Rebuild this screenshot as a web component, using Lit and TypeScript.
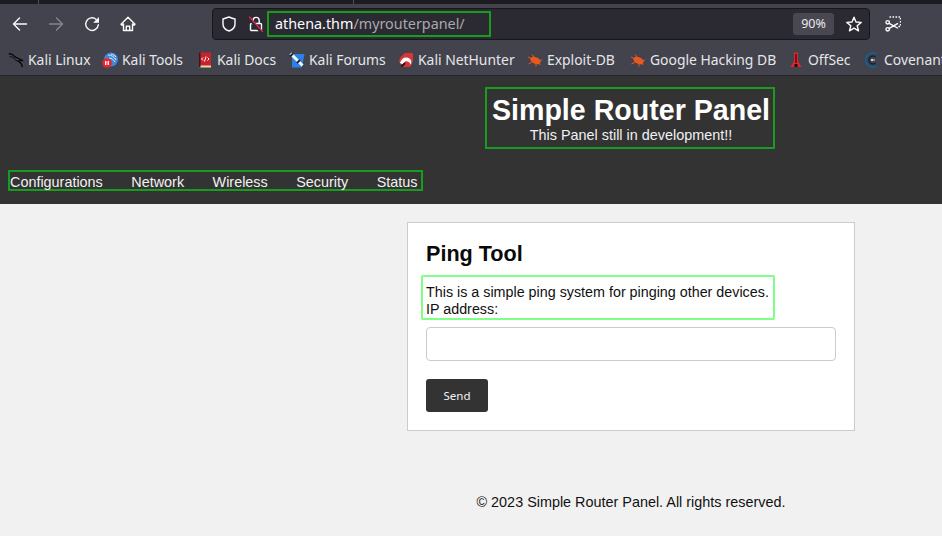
import { LitElement, html, css, svg } from "lit";
import { customElement } from "lit/decorators.js";

const bug = svg`<ellipse cx="8.500" cy="8.500" rx="5.500" ry="3.200" fill="#e8591f" transform="rotate(25 8.500 8.500)"/><path d="M1 5l4 2M1.500 12l3.500-2M5 2.500l2.500 3M9 14.500l0-3M13 13l-1.500-2.500M15 8l-2 .5" stroke="#e8591f" fill="none"/>`;

const bookmarks: [string, number, any][] = [
  ["Kali Linux", 94, svg`<path d="M.8 1.800C3.500 1.500 5 2.500 6.300 4.300c1.400 1.600 3.700 1.300 5.700 2.900 1 .8 2 1.300 3.200 1.300-1.800 0-3.900-.5-4.800.5 1.500 1 3.500 2.800 4 6" stroke="#09090b" stroke-width="1.400" fill="none"/><path d="M1.500 5c1.500-.4 2.800-.2 3.800.8 1.500 1.700 3 3 5 3.700" stroke="#09090b" stroke-width="1" fill="none"/>`],
  ["Kali Tools", 95, svg`<circle cx="9" cy="7.500" r="7" fill="#3f86dc"/><path d="M6 3c3.500 0 6.500 2 8 5M7 6c2.500 0 4.500 1.500 6 4M9 2c2 .5 4 1.500 5 3" stroke="#dbe9fa" fill="none"/><circle cx="5" cy="11" r="4.800" fill="#e5262c"/><path d="M3.500 9v4M5 9v4M6.500 9v4" stroke="#fff" stroke-width=".9"/>`],
  ["Kali Docs", 92, svg`<rect x="2" y="0.500" width="12" height="14" fill="#c9222a"/><rect x="2" y="13.500" width="12" height="2" fill="#e8d9a8"/><rect x="2" y="0.500" width="1.500" height="15" fill="#3a1420"/><path d="M6 5.500 4.500 7 6 8.500M10.500 5.500 12 7l-1.500 1.500M9 4.500l-1.500 5" stroke="#fff" fill="none"/>`],
  ["Kali Forums", 109, svg`<path d="M3 2h12.500L13 15.500H3z" fill="#2f80e4"/><path d="M1.500 1.500l12 12" stroke="#f3f6fa" stroke-width="3"/><path d="M1 4.500l3-3M8 11l3-3" stroke="#1a2230" stroke-width="1.800"/>`],
  ["Kali NetHunter", 129, svg`<path d="M2 5.500 7 1h8v8l-3 6H5L1 10z" fill="#d8353a"/><path d="M2 11c1.500-5 6-7 10-4 1.500 1.200 1.500 3.500 1 6-1-3-4-4.500-6-3.500l-2 3z" fill="#fff"/><path d="M3.500 14.500l3.500-3.500" stroke="#1b1b1f" stroke-width="2"/>`],
  ["Exploit-DB", 103, bug],
  ["Google Hacking DB", 158, bug],
  ["OffSec", 76, svg`<path d="M6 .5h4v8.500l3.500 6H2.500L6 9z" fill="#dd272c"/><path d="M7.400 2h1.200v9H7.400z" fill="#2a070a"/><path d="M6.500 12h3v3h-3z" fill="#2a070a"/>`],
  ["Covenant", 80, svg`<path d="M12.500 2A7 7 0 1 0 12.500 14" stroke="#1d5a88" stroke-width="2.200" fill="none"/><path d="M11.500 5a4 4 0 1 0 0 6" stroke="#1a2530" stroke-width="1.600" fill="none"/><path d="M8 8h3" stroke="#c8d3da"/><circle cx="8" cy="8" r="1.200" fill="#c8d3da"/>`],
];

@customElement("app-root")
export class AppRoot extends LitElement {
  static styles = css`
    :host { display: block; width: 942px; height: 536px; overflow: hidden; background: #f1f1f1; font-family: "Liberation Sans", Arial, sans-serif; }
    .tabs { height: 4px; background: #1c1b22; display: flex; }
    .tab-sep { width: 1px; background: #4f5058; }
    .tab-a { width: 38px; } .tab-b { width: 314px; }
    .toolbar { height: 40px; background: #42434d; box-sizing: border-box; padding: 4px 0 0 6px; display: flex; align-items: flex-start; }
    .nav-ic { width: 28px; height: 32px; margin-right: 8px; display: flex; align-items: center; justify-content: center; }
    .nav-ic svg, .u-ic { display: block; fill: none; stroke: #fbfbfe; stroke-width: 1.400; stroke-linecap: round; stroke-linejoin: round; flex: none; }
    .nav-ic.off svg { stroke: #85868d; }
    .fill { fill: #fbfbfe; stroke: none; }
    .urlbar { width: 658px; height: 32px; box-sizing: border-box; margin-left: 62px; background: #2b2a33; border: 1px solid #17161c; border-radius: 4px; display: flex; align-items: center; padding: 0 0 0 8px; font-family: "Noto Sans", sans-serif; color: #fbfbfe; }
    .lock { margin-left: 12px; }
    .addr { margin-left: 4px; width: 224px; height: 26px; box-sizing: border-box; border: 2px solid #179c1d; padding-left: 6px; font-size: 14.350px; line-height: 21px; white-space: nowrap; }
    .addr span { color: #a9a9ad; }
    .spacer { flex: 1; }
    .zoom { width: 41px; height: 22px; background: #494852; border-radius: 3px; font-size: 12.500px; line-height: 22px; text-align: center; color: #e8e8ec; }
    .star { margin: 0 7px 0 12px; }
    .shot { margin: 8px 0 0 15px; }
    .bm { height: 32px; box-sizing: border-box; border-bottom: 1px solid #26252c; background: #42434d; display: flex; align-items: center; overflow: hidden; padding-left: 8px; white-space: nowrap; font-family: "Noto Sans", sans-serif; font-size: 13.900px; color: #e6e6ea; }
    .bm-item { display: flex; align-items: center; gap: 4px; flex: none; }
    .bm-item svg { width: 16px; height: 16px; flex: none; }
    .page-head { height: 128px; background: #333; color: #fff; box-sizing: border-box; padding: 11px 0 0 8px; display: flex; flex-direction: column; }
    .title-wrap { display: flex; justify-content: center; padding-left: 310px; }
    .title-box { border: 2px solid #179c1d; padding: 4px 3px 4px 5px; text-align: center; }
    h1 { margin: 0; font-size: 28.600px; line-height: 34px; font-weight: 700; white-space: nowrap; }
    .title-box p { margin: 0; font-size: 14.400px; line-height: 16px; color: #f1f1f1; }
    .menu { margin-top: 21px; align-self: flex-start; border: 2px solid #179c1d; display: flex; gap: 28.500px; height: 21px; box-sizing: border-box; padding: 0 3px 0 0; font-size: 14.400px; line-height: 20px; color: #f1f1f1; }
    main { padding: 18px 0 0 320px; display: flex; flex-direction: column; align-items: center; }
    .card { width: 448px; height: 209px; box-sizing: border-box; background: #fff; border: 1px solid #ccc; padding: 18px; color: #000; }
    h2 { margin: 0; font-size: 21.600px; line-height: 26px; font-weight: 700; color: #0a0a0a; }
    .hl { margin: 8px 0 0 -5px; width: 354px; height: 45px; box-sizing: border-box; border: 2px solid #80ff86; border-radius: 2px; padding: 7px 0 0 3px; font-size: 14.320px; line-height: 17px; color: #111; white-space: nowrap; }
    .input { margin-top: 7px; height: 34px; box-sizing: border-box; border: 1px solid #ccc; border-radius: 4px; }
    .send { margin-top: 18px; width: 62px; height: 33px; background: #333; border-radius: 3px; display: flex; align-items: center; justify-content: center; color: #f1f1f1; font-family: "Noto Sans", sans-serif; font-size: 11.500px; }
    footer { margin-top: 63px; font-size: 14.400px; line-height: 17px; color: #111; }
  `;

  render() {
    return html`
      <div class="tabs"><div class="tab-a"></div><div class="tab-sep"></div><div class="tab-b"></div><div class="tab-sep"></div></div>
      <div class="toolbar">
        <div class="nav-ic"><svg width="16" height="16" viewBox="0 0 16 16"><path d="M14.500 8H1.500M7.500 2 1.500 8l6 6"/></svg></div>
        <div class="nav-ic off"><svg width="16" height="16" viewBox="0 0 16 16"><path d="M1.500 8h13M8.500 2l6 6-6 6"/></svg></div>
        <div class="nav-ic"><svg width="16" height="16" viewBox="0 0 16 16"><path d="M14.300 8.800A6.300 6.300 0 1 1 12 3.200"/><path class="fill" d="M15 1v5.800H9.200z"/></svg></div>
        <div class="nav-ic"><svg width="16" height="16" viewBox="0 0 16 16"><path d="M8 1.300 1 8.200l1 1 1.500-1.200v6.500h9V8l1.500 1.200 1-1zM6.300 14.500V10.300h3.400v4.200"/></svg></div>
        <div class="urlbar">
          <svg class="u-ic" width="16" height="16" viewBox="0 0 16 16"><path d="M8 1 2 3v5c0 3.500 3 6 6 7 3-1 6-3.500 6-7V3C12 2.500 10 1.800 8 1z"/></svg>
          <svg class="u-ic lock" width="14" height="16" viewBox="0 0 14 16"><path d="M4 7V4.500a3.100 3.100 0 0 1 6.200 0V7"/><rect x="1.500" y="7.500" width="11" height="7" rx="1"/><path d="M0 2.200 11.800 15.500" stroke="#2b2a33" stroke-width="3"/><path d="M.5 1 13.500 15.500" stroke="#e22850"/></svg>
          <div class="addr">athena.thm<span>/myrouterpanel/</span></div>
          <div class="spacer"></div>
          <div class="zoom">90%</div>
          <svg class="u-ic star" width="16" height="16" viewBox="0 0 16 16"><path d="M8 1.200 10 6l5.200.4-4 3.400 1.300 5L8 12.200 3.500 14.800l1.300-5-4-3.400L6 6z"/></svg>
        </div>
        <svg class="u-ic shot" width="16" height="16" viewBox="0 0 16 16"><path d="M4.500 1H15.500V10.500H12.500" stroke-dasharray="1.600 1.400" stroke-linecap="butt"/><circle cx="2.700" cy="6.300" r="1.700"/><circle cx="2.700" cy="13.300" r="1.700"/><path d="M4.200 7.300 12.500 12M4.200 12.300 12.500 7.600"/></svg>
      </div>
      <div class="bm">
        ${bookmarks.map(([n, w, i]) => html`<div class="bm-item" style="width:${w}px"><svg viewBox="0 0 16 16">${i}</svg>${n}</div>`)}
      </div>
      <header class="page-head">
        <div class="title-wrap"><div class="title-box"><h1>Simple Router Panel</h1><p>This Panel still in development!!</p></div></div>
        <nav class="menu"><span>Configurations</span><span>Network</span><span>Wireless</span><span>Security</span><span>Status</span></nav>
      </header>
      <main>
        <section class="card">
          <h2>Ping Tool</h2>
          <div class="hl">This is a simple ping system for pinging other devices.<br />IP address:</div>
          <div class="input"></div>
          <div class="send">Send</div>
        </section>
        <footer>© 2023 Simple Router Panel. All rights reserved.</footer>
      </main>
    `;
  }
}
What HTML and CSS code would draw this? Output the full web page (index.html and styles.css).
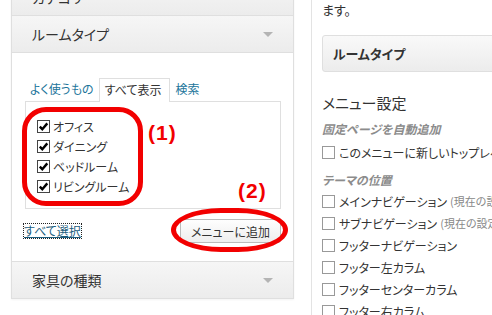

--------

§ The exercise: Pick out the lines containing the string "page".

§ Solution:
    .page-head { height: 128px; background: #333; color: #fff; box-sizing: border-box; padding: 11px 0 0 8px; display: flex; flex-direction: column; }
      <header class="page-head">
What HTML and CSS code would draw this? Output the full web page (index.html and styles.css).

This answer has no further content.